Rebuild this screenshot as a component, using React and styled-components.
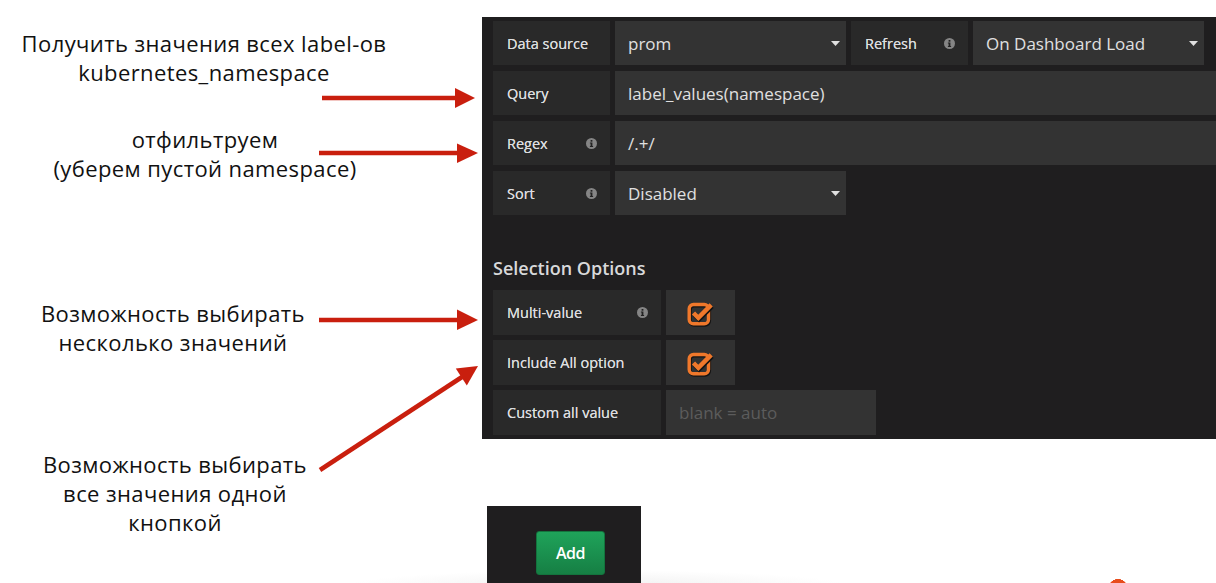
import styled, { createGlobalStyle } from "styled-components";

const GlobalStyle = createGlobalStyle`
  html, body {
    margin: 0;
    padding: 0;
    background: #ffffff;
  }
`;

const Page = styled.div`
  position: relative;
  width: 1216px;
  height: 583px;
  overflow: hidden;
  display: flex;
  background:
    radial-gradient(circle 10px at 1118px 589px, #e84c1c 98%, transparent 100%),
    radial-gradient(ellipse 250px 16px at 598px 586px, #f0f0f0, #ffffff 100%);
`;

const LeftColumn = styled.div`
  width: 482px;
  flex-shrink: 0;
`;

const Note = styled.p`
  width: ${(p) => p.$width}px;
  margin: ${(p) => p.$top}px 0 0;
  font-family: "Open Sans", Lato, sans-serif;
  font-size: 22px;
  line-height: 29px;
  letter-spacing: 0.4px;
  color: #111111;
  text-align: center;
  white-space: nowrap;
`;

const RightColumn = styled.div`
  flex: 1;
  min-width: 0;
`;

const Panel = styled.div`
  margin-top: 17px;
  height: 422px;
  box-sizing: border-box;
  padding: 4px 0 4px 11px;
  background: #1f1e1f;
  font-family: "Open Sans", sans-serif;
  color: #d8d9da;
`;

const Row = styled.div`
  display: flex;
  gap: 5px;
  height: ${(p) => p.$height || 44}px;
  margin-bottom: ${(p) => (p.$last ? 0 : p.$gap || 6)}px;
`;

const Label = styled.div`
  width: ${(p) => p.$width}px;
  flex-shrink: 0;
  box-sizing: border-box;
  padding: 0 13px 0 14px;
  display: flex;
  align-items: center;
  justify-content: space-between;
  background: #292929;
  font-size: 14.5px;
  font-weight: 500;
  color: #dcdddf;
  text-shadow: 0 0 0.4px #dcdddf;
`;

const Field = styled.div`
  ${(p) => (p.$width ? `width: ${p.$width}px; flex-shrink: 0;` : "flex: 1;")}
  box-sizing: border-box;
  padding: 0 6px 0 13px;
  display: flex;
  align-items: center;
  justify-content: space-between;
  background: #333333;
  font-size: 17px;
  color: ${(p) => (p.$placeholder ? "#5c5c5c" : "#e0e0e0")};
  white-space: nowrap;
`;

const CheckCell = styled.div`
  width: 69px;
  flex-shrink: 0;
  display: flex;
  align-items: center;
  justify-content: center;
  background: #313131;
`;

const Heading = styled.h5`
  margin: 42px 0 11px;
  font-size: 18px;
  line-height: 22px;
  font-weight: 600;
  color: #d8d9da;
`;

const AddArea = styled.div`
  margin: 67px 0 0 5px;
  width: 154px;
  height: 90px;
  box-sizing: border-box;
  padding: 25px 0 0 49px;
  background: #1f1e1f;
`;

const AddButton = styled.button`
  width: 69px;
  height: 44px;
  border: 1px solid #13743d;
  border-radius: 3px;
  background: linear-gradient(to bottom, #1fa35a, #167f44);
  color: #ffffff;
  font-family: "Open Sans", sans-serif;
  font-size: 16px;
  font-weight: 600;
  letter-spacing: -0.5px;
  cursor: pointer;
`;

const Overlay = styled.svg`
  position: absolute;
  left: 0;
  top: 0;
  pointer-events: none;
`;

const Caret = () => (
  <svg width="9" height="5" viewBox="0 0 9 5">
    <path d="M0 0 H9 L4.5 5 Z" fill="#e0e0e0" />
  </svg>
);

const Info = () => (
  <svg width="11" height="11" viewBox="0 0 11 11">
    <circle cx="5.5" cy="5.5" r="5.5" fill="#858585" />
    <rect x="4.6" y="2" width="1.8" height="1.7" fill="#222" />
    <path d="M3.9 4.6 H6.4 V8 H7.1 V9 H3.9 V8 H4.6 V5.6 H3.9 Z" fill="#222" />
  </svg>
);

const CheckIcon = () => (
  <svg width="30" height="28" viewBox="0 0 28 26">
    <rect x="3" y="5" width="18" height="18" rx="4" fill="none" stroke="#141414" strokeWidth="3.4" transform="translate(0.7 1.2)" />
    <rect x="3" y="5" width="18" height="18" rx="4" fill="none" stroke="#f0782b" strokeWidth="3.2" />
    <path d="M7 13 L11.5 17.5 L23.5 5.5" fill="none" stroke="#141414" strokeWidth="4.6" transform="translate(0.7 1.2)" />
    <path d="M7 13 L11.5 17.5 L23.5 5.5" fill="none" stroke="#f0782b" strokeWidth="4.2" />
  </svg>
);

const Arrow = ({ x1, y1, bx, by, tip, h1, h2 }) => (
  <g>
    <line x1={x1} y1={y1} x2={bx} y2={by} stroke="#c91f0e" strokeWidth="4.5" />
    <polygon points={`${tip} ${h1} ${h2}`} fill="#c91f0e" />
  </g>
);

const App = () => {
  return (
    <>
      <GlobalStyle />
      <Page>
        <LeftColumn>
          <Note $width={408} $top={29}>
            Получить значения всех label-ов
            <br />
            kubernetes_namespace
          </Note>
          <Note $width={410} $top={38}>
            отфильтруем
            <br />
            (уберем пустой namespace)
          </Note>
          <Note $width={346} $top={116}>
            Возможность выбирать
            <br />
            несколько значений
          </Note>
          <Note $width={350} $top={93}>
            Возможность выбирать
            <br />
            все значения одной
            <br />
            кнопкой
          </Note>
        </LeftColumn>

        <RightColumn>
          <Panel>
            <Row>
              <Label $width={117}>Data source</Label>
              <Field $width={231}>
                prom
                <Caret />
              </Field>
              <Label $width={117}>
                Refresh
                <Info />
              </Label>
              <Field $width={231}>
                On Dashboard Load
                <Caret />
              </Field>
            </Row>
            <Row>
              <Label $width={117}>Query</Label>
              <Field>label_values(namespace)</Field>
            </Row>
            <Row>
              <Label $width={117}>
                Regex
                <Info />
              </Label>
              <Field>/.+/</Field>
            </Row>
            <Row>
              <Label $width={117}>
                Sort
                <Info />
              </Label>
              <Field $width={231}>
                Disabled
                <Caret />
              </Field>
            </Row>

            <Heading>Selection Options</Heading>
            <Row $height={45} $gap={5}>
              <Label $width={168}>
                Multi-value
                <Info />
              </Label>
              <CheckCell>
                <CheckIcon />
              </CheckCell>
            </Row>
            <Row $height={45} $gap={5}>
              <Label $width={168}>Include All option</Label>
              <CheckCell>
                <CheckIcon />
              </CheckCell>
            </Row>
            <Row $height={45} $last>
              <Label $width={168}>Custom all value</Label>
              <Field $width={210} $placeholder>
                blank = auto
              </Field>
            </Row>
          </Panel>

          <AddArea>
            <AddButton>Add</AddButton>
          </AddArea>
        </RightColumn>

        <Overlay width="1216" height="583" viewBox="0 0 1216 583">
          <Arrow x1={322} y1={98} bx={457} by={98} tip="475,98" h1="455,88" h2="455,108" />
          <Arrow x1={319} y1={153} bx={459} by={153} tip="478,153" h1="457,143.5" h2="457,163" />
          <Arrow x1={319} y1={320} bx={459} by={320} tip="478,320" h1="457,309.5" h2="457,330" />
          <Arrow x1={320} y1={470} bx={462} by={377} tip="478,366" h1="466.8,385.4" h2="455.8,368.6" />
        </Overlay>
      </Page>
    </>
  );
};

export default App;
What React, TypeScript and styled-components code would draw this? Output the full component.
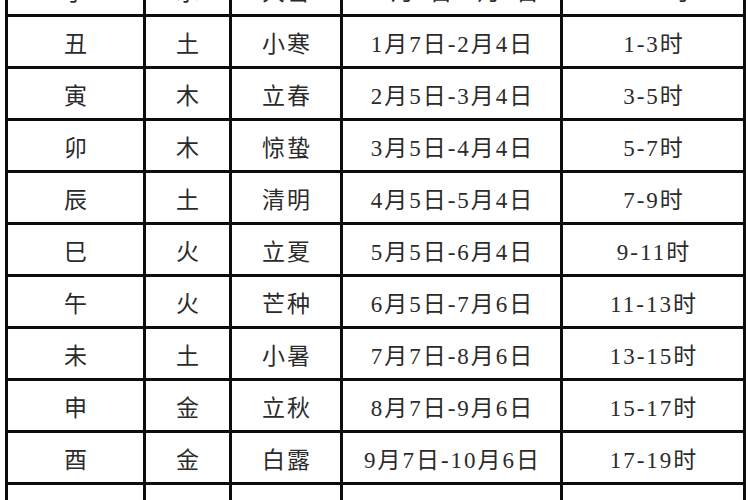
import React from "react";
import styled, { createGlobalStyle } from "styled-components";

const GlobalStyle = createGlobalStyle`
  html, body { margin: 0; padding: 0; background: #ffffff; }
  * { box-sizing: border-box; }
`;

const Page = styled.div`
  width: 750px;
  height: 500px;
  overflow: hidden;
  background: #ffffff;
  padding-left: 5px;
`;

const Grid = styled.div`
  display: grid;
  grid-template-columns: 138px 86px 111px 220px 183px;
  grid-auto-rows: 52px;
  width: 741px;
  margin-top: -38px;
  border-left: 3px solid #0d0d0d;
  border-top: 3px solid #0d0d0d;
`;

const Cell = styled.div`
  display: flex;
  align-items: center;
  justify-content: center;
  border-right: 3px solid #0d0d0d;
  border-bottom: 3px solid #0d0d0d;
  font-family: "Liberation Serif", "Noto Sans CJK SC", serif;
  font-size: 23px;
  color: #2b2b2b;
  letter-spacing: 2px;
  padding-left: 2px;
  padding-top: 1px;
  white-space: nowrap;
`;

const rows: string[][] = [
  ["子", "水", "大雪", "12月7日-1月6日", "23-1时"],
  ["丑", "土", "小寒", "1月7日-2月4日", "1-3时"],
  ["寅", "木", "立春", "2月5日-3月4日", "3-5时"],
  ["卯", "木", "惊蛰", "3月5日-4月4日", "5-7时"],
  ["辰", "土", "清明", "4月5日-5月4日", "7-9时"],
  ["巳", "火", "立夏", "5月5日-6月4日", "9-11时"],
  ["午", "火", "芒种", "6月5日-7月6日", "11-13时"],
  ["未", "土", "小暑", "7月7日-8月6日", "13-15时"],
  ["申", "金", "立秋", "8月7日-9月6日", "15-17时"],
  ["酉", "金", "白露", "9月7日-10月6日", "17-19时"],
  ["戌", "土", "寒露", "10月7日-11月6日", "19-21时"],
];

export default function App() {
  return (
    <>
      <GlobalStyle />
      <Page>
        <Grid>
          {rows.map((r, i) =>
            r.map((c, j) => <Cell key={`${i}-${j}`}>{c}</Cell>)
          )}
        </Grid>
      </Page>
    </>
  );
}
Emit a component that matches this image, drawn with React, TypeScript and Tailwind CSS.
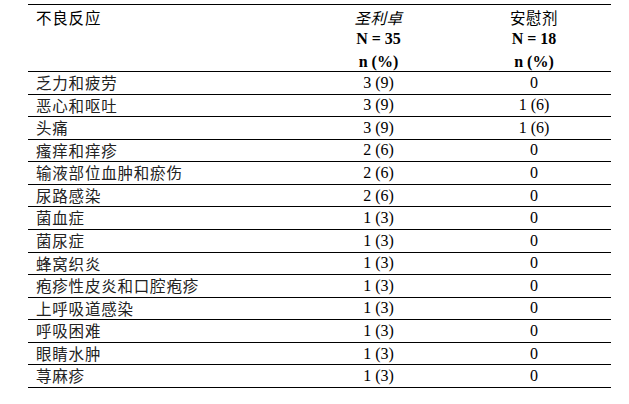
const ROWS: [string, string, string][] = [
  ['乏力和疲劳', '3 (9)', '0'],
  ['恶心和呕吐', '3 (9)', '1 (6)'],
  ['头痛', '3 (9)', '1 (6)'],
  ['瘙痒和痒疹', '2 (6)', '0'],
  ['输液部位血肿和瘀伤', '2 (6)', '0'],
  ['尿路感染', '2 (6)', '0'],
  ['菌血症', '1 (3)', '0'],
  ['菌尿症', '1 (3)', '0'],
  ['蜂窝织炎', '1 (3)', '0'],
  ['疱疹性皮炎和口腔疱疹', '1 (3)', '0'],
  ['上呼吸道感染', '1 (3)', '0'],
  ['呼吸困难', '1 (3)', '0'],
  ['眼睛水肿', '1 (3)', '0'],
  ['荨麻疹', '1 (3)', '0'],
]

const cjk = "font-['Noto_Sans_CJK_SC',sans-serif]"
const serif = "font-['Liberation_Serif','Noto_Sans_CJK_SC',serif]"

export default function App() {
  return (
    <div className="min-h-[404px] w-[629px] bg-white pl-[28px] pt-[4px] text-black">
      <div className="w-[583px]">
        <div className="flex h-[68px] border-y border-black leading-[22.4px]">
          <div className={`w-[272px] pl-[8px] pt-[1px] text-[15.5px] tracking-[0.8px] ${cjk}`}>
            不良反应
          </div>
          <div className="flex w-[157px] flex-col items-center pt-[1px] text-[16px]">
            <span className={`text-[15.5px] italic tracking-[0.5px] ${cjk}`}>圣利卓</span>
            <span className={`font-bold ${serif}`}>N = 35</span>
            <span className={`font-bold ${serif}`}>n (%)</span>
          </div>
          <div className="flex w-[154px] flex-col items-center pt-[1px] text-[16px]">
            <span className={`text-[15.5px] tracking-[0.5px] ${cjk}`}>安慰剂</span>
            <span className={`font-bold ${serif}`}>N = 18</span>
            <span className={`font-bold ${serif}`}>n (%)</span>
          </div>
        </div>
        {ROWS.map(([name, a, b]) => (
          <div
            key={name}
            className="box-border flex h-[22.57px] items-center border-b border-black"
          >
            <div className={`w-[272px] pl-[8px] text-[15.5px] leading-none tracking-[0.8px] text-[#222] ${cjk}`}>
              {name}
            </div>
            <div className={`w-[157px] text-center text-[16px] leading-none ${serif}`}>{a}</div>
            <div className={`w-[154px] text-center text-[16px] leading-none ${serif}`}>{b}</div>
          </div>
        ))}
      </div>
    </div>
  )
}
····················
__EXERCISE GOAL__. Tell how many lines in the material above include the word "React", giving the number only.

__WRITTEN SOLUTION__. 4